Print, word for word, every line from the beginning of the listing up to and including the line with "string; price: string;". Pictures are to be excluded.

# DATASET
'''

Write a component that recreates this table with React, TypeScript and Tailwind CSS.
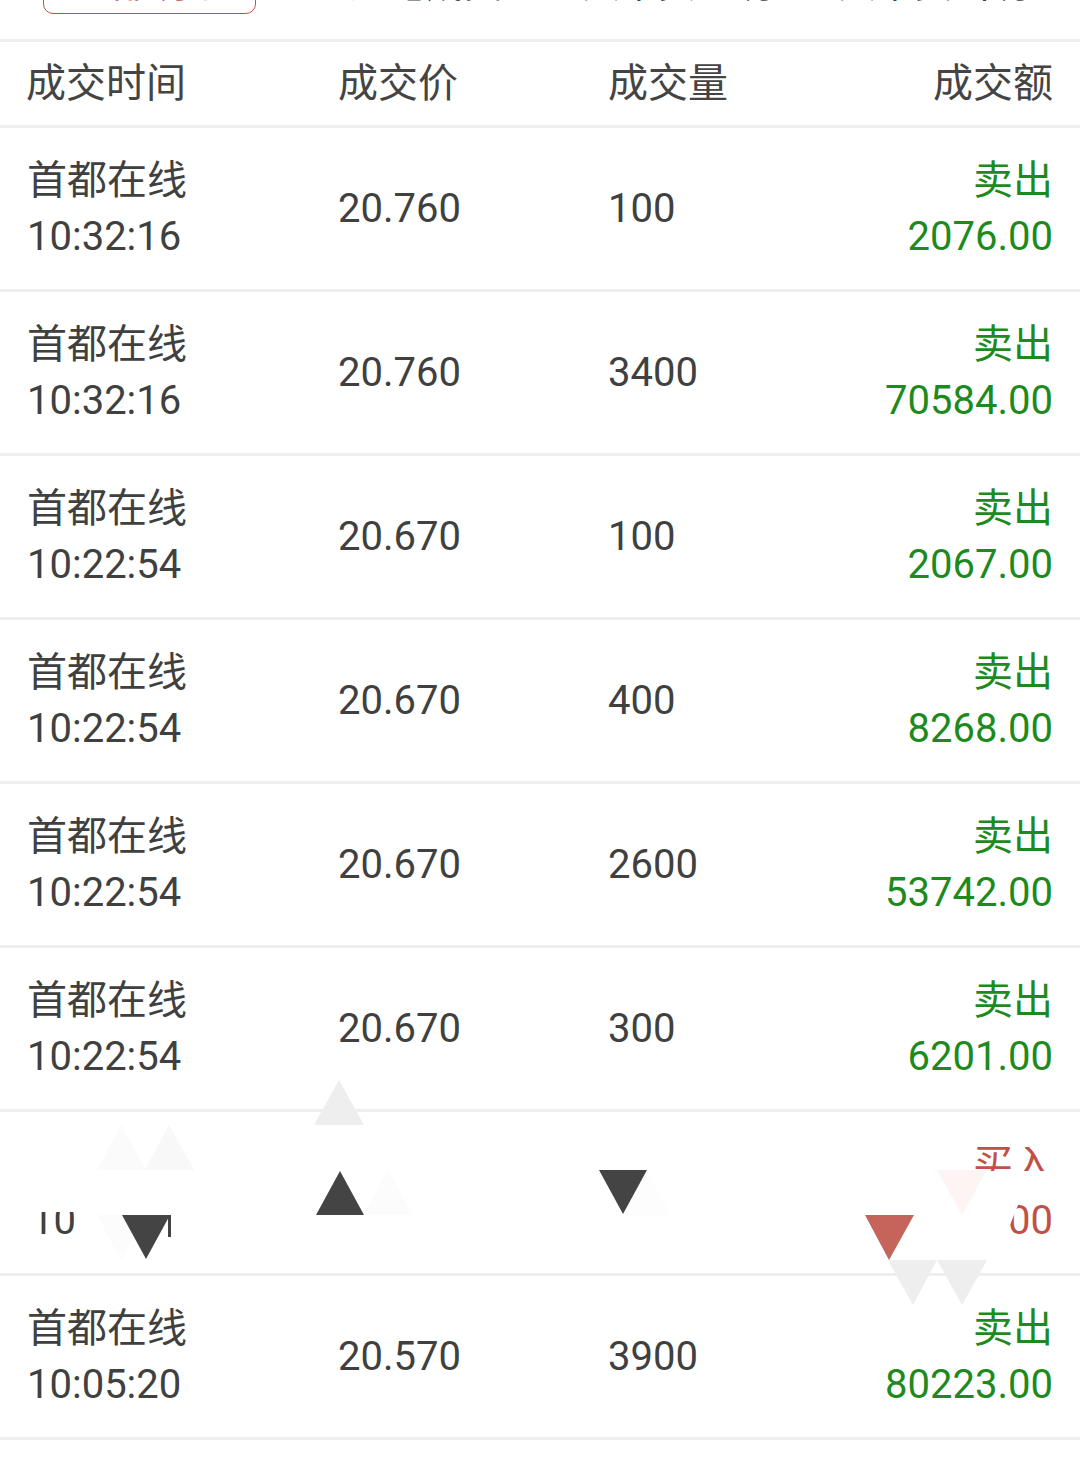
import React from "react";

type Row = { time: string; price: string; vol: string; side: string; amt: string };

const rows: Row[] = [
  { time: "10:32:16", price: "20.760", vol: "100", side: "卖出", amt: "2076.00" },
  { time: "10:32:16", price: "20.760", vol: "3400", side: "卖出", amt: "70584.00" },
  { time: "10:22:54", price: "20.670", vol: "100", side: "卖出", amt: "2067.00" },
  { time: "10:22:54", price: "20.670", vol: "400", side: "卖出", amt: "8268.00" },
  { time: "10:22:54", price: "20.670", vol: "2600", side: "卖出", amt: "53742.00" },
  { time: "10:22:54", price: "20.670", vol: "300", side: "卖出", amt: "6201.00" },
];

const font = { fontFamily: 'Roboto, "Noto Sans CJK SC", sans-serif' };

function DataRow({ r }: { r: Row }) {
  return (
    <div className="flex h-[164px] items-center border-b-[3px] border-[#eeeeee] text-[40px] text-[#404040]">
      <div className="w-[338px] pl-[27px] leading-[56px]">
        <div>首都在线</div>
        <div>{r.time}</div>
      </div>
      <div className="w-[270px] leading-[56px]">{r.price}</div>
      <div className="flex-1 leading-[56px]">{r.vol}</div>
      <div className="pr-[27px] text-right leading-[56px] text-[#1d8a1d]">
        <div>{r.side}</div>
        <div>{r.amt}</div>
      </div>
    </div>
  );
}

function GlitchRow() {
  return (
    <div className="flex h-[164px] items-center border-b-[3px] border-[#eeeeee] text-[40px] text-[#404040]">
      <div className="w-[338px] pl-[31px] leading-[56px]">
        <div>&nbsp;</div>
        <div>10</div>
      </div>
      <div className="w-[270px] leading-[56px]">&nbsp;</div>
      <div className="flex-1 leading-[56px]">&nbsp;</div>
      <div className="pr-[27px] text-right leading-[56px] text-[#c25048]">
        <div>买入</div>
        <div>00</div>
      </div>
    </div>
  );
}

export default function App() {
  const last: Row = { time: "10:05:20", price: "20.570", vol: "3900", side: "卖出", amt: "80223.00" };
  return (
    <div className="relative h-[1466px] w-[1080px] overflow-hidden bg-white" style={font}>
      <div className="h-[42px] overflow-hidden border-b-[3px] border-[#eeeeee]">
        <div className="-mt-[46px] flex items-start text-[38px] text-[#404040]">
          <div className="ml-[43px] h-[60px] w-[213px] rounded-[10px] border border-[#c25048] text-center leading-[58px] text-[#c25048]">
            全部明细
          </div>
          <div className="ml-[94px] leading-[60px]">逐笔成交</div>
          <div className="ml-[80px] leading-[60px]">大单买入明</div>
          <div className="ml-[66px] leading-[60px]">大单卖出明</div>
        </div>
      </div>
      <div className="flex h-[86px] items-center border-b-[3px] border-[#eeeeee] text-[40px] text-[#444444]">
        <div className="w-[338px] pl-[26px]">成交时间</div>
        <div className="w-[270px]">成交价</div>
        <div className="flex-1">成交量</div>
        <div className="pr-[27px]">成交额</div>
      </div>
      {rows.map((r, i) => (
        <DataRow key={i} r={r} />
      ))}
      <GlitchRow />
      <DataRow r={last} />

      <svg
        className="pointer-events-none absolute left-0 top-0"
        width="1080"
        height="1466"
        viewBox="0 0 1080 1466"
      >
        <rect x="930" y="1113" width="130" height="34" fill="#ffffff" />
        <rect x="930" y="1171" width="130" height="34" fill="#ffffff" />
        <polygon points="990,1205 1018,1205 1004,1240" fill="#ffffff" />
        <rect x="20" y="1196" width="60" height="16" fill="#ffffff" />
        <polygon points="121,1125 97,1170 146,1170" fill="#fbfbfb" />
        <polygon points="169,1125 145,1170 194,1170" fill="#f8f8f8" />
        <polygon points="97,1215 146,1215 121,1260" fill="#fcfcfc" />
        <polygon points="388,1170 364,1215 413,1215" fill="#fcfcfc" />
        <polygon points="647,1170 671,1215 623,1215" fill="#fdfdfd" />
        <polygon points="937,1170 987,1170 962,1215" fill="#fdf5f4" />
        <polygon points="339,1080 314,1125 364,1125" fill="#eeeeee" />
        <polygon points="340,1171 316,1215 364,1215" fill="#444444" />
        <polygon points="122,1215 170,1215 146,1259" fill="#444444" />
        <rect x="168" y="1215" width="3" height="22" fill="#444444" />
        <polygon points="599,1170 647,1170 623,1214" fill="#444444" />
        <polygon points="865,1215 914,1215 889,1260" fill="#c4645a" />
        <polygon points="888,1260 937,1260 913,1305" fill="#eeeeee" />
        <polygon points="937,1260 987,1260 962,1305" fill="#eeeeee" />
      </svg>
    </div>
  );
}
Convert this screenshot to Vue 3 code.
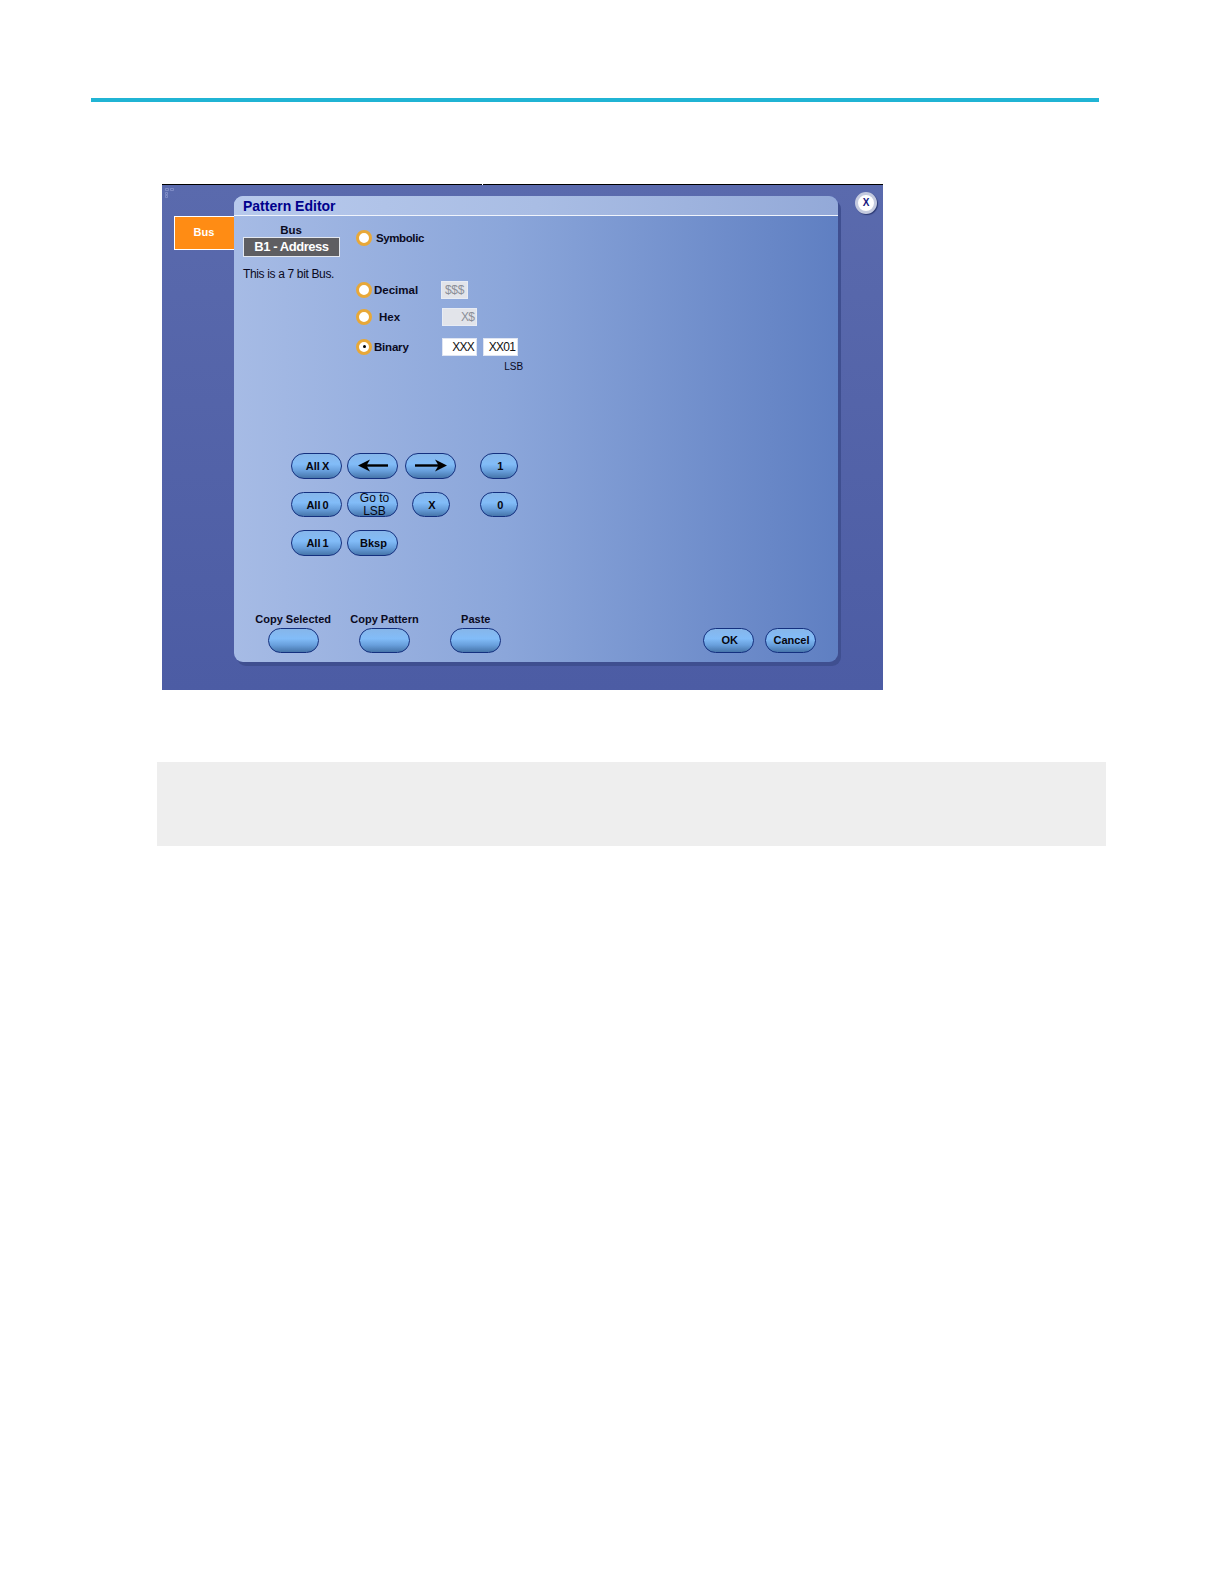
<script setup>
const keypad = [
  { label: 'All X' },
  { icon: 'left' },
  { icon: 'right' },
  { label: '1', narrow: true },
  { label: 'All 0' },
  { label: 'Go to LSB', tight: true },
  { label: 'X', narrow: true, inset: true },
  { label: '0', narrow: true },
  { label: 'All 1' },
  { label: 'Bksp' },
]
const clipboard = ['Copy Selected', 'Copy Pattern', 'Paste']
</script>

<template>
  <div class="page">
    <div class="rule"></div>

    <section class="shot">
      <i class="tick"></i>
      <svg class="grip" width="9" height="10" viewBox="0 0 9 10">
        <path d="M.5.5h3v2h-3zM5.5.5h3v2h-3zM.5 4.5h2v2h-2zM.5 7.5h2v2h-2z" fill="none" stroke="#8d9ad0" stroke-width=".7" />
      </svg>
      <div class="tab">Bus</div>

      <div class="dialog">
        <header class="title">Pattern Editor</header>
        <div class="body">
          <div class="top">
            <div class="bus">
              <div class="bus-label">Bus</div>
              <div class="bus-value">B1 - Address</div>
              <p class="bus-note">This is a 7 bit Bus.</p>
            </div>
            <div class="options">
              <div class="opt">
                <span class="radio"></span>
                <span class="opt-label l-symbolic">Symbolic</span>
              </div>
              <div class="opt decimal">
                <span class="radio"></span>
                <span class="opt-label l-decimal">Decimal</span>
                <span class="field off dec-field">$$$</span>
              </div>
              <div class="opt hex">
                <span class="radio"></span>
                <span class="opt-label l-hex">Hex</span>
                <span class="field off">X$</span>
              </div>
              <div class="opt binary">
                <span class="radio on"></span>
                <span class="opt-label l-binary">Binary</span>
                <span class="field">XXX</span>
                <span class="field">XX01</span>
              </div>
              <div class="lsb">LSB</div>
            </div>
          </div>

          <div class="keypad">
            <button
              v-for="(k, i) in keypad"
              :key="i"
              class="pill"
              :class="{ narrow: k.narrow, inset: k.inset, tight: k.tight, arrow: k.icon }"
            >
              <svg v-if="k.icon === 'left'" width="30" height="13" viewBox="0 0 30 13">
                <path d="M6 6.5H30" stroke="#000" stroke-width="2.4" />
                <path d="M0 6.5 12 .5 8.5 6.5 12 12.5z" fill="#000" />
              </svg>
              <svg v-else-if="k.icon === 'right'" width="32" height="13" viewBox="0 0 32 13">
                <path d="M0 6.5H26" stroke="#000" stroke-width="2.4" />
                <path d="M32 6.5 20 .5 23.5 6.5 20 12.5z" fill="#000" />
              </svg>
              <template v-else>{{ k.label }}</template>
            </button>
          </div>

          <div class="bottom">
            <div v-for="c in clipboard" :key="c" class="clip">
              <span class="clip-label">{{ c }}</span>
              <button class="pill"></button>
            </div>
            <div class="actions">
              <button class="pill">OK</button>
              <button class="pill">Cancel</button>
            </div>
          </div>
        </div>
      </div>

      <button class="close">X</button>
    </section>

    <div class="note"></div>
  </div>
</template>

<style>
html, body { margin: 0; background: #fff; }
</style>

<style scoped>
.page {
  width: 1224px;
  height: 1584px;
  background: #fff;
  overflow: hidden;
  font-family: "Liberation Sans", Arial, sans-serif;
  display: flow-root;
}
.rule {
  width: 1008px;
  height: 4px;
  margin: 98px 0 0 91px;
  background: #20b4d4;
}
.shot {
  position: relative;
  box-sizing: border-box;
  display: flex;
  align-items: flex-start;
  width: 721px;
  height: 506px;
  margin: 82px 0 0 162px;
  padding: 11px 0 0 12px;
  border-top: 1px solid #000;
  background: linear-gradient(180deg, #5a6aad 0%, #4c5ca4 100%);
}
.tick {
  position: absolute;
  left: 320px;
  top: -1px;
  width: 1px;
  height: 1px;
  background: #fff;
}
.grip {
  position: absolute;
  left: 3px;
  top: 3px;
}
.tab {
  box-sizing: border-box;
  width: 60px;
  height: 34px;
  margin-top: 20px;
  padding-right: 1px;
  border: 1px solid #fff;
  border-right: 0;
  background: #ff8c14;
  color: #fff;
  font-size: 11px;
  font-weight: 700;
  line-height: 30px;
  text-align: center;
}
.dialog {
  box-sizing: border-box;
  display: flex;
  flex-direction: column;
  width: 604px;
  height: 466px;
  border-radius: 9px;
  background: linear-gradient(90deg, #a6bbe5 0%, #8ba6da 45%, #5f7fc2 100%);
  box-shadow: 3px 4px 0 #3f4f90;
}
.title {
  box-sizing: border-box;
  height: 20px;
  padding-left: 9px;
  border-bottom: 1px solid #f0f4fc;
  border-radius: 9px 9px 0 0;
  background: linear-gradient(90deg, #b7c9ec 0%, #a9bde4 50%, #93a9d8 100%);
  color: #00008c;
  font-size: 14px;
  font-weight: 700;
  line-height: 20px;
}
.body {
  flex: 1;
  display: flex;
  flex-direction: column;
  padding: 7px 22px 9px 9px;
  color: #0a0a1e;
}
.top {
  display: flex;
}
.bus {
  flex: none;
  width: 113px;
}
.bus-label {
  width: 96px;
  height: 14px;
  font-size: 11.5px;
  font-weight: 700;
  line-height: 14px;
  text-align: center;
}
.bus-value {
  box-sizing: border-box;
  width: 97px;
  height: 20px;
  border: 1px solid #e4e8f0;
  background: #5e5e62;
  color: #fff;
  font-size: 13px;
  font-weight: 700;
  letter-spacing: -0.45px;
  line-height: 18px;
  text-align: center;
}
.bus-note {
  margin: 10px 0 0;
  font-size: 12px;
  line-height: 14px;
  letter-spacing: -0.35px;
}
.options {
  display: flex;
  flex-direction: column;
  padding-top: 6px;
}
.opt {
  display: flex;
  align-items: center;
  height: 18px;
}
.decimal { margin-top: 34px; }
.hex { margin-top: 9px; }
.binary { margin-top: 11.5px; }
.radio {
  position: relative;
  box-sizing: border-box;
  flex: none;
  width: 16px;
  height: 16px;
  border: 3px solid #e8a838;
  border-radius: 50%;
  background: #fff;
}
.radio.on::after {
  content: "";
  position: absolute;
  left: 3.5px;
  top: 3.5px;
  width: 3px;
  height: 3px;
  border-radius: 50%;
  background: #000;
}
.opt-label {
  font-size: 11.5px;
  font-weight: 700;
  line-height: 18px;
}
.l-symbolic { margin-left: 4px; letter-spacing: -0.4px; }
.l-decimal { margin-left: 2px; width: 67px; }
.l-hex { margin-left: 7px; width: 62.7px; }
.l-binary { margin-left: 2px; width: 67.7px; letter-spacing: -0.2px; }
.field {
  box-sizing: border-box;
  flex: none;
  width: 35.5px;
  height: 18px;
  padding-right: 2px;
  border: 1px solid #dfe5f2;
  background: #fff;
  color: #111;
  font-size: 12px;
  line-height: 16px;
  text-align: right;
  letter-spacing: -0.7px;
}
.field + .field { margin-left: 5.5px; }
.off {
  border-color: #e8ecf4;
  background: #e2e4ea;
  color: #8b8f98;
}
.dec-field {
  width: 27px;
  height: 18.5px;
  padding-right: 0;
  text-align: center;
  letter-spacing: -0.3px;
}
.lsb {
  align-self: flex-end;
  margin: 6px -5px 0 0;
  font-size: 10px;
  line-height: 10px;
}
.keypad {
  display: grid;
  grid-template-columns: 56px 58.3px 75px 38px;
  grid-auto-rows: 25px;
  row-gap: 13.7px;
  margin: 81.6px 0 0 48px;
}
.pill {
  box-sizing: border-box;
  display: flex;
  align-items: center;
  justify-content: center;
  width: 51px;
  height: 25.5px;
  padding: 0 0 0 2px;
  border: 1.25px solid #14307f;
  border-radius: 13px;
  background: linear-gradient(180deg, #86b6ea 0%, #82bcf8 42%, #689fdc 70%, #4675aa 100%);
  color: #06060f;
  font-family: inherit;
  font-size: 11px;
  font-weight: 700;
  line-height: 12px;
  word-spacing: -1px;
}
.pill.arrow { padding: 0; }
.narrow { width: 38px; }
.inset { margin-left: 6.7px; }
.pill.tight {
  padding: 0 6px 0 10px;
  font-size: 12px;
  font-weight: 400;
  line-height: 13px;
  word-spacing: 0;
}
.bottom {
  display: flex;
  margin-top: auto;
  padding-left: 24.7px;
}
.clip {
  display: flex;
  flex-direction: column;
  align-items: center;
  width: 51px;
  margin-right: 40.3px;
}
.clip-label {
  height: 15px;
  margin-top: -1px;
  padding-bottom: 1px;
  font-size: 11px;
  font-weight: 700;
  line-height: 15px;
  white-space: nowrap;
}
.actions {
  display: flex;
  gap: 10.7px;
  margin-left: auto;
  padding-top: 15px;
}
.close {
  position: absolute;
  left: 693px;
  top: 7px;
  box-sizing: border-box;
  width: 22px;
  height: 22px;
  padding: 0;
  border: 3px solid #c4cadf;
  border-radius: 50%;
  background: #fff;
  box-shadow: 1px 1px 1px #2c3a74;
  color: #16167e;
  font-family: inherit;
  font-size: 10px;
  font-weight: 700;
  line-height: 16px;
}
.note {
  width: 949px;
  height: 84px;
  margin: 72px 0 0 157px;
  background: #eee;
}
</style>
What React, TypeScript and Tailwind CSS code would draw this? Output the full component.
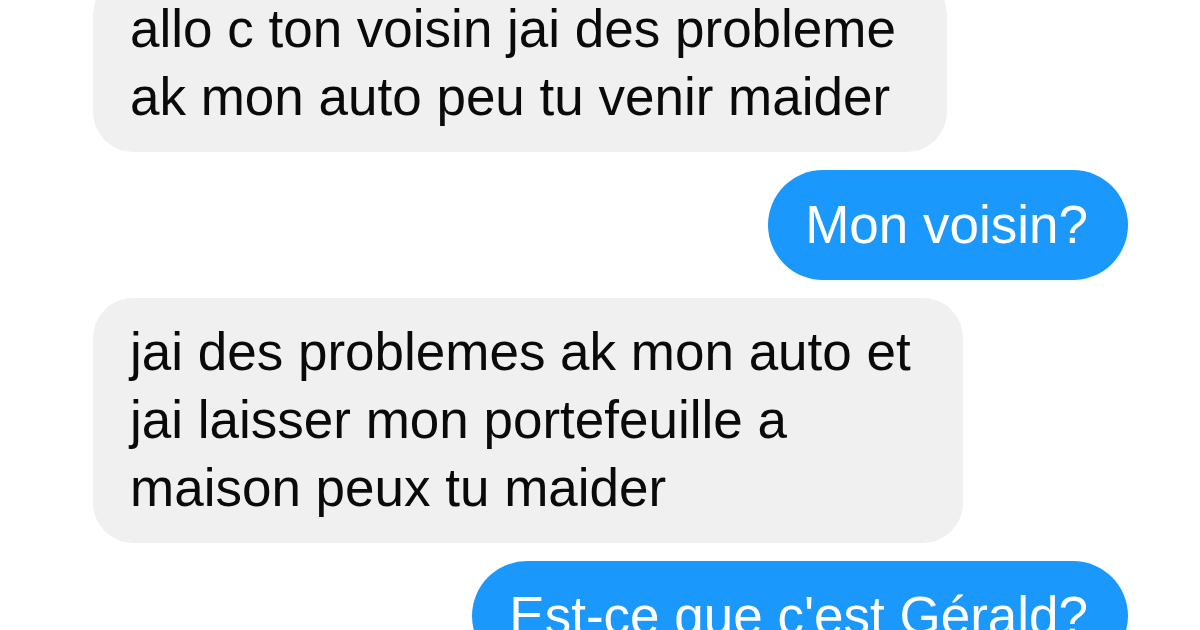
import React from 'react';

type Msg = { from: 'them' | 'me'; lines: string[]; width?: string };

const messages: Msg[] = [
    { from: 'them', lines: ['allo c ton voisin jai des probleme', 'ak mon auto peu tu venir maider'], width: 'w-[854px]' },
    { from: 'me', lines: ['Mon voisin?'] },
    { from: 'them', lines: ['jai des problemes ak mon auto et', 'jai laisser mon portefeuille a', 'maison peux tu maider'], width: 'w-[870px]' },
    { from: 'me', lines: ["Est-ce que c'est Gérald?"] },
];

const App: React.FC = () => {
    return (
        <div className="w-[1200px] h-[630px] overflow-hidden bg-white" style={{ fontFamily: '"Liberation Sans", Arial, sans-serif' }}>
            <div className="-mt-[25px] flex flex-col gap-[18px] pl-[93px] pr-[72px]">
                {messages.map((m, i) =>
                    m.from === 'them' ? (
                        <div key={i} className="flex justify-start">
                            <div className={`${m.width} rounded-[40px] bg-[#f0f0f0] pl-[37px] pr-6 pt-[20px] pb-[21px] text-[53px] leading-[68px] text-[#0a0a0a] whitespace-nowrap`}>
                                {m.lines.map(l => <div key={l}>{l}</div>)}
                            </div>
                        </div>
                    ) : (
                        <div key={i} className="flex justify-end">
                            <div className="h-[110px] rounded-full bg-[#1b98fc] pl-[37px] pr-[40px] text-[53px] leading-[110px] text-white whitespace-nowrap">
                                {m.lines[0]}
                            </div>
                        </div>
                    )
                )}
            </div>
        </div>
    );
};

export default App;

'''

# ANSWER TO THIS TASK
Write a component that recreates this table with React, TypeScript and Tailwind CSS.
import React from "react";

type Row = { time: string; price: string; vol: string; side: string; amt: string };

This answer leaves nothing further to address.